Stored data entries:
------------------------------------
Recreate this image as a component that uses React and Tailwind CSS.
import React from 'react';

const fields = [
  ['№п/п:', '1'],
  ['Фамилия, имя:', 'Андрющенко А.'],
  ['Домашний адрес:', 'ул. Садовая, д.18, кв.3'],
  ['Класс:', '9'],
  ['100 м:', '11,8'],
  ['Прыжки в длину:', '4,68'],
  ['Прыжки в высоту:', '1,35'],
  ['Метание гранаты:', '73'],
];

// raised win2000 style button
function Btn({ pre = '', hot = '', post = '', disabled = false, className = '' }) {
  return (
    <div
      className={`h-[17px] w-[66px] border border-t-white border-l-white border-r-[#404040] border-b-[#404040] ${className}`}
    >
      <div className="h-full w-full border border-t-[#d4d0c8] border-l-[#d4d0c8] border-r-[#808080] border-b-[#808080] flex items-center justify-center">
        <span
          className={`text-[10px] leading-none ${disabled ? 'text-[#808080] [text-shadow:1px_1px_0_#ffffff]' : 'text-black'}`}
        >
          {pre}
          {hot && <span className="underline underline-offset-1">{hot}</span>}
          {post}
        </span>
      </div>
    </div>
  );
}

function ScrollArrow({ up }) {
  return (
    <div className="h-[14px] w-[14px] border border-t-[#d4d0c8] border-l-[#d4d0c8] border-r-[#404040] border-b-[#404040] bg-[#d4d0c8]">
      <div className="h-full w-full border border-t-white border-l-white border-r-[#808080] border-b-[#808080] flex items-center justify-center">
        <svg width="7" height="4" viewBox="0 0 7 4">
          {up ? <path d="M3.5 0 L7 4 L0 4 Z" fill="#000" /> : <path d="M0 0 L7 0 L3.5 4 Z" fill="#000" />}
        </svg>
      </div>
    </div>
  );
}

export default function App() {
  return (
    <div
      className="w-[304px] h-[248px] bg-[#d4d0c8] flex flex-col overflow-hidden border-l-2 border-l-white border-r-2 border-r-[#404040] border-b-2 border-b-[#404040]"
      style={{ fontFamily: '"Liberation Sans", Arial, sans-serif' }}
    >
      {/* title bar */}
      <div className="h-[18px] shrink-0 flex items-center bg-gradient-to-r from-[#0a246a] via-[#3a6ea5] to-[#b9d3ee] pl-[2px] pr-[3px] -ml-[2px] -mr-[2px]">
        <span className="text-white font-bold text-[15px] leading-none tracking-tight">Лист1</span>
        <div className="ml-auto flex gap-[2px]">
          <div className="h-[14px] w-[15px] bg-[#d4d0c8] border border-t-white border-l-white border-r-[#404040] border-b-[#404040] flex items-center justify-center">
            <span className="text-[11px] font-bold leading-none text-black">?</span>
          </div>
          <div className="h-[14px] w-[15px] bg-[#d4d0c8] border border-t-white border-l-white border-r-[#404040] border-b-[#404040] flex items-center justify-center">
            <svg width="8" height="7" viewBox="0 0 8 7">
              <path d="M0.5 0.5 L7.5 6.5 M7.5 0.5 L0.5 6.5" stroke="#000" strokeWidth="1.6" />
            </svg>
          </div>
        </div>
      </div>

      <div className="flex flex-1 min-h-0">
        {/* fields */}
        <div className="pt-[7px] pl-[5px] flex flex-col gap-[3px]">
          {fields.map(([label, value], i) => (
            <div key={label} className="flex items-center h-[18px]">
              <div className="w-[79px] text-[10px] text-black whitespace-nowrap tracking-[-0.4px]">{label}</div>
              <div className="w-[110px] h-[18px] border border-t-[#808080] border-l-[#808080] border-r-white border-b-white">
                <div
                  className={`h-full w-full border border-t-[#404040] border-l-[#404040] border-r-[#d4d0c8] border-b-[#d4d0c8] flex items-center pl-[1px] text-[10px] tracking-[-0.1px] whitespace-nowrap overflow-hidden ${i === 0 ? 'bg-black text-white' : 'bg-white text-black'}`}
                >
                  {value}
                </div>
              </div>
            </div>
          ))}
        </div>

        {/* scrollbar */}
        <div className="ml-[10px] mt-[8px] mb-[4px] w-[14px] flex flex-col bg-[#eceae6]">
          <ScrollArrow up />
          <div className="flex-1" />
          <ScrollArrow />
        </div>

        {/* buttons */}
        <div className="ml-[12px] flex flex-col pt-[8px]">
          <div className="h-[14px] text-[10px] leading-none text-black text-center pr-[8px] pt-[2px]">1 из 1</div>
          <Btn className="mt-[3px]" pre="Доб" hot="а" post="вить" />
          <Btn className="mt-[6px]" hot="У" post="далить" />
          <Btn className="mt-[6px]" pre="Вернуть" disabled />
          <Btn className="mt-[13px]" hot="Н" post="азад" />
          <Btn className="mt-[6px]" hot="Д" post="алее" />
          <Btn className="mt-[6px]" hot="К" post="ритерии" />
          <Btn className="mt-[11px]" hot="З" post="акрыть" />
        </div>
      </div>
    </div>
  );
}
------------------------------------
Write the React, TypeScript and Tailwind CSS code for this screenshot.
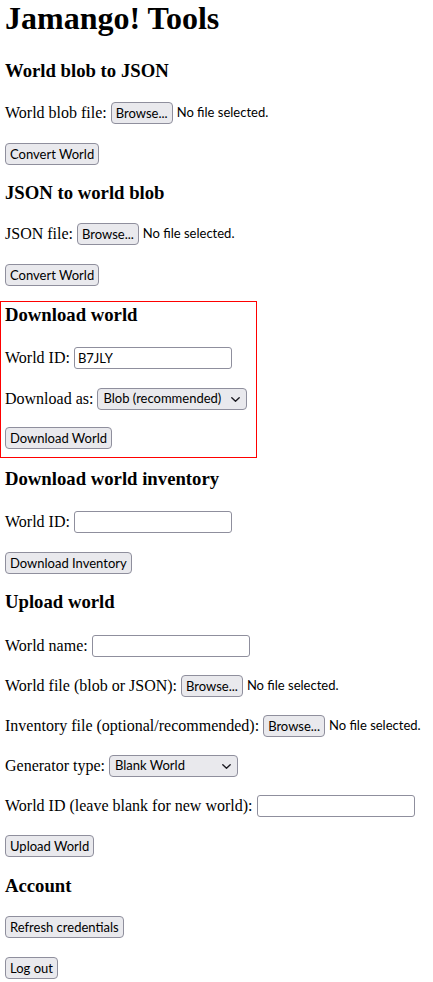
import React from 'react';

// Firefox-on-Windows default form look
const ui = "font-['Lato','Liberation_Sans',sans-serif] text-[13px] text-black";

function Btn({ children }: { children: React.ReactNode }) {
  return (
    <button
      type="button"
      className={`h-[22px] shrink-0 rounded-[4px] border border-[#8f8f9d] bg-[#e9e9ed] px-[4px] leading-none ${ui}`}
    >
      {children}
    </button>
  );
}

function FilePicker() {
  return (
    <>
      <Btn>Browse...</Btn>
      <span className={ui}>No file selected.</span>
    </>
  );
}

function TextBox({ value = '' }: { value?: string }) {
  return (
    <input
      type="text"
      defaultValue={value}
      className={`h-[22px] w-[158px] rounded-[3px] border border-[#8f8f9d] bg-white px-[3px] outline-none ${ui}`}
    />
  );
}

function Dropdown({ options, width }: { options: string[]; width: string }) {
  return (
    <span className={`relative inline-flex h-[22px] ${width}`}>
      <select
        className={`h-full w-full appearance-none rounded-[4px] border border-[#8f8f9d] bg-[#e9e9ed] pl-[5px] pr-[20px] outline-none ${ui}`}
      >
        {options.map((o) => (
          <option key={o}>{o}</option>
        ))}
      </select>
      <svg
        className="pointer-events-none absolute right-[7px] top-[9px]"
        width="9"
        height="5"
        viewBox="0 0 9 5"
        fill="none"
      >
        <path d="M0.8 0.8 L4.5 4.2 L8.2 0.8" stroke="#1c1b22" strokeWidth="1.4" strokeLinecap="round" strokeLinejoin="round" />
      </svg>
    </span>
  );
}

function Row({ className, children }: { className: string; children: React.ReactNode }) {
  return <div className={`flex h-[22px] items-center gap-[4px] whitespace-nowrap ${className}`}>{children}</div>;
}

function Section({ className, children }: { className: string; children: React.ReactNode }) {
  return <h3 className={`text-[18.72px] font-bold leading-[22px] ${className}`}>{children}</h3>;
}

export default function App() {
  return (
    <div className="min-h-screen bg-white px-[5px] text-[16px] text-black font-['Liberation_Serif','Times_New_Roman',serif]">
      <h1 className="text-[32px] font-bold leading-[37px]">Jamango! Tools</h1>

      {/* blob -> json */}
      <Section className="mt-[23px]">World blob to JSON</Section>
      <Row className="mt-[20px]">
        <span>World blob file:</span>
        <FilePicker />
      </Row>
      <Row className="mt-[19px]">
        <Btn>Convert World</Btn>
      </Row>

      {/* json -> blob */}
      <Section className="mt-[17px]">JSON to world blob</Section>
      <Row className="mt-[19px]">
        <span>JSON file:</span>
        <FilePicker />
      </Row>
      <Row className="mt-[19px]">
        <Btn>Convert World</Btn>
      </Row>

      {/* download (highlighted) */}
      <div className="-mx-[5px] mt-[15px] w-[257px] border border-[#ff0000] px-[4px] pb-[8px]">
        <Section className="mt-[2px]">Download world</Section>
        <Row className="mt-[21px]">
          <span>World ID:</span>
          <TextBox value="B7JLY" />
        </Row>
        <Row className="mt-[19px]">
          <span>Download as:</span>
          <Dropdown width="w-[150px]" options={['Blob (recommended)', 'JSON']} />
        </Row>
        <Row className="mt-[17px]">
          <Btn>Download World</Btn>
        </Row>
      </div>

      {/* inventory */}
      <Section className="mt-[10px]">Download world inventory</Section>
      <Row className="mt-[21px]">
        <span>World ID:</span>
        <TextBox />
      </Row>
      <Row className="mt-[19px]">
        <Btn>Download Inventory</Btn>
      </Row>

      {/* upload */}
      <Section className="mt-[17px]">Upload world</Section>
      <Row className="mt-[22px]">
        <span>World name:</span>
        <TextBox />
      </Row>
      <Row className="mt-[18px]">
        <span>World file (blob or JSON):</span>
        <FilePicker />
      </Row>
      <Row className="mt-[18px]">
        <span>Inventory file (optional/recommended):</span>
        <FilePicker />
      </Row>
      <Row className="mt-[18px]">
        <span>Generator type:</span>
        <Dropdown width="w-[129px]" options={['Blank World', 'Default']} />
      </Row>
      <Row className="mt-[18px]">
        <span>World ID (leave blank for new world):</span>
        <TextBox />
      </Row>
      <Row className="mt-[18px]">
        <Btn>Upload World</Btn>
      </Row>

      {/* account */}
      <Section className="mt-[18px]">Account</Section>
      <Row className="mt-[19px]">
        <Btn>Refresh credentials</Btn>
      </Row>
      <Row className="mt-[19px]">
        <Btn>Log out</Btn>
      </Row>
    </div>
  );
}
------------------------------------
Gather each line in the entries above where the string "this" is found.

▶ _The solution_:
Recreate this image as a component that uses React and Tailwind CSS.
Write the React, TypeScript and Tailwind CSS code for this screenshot.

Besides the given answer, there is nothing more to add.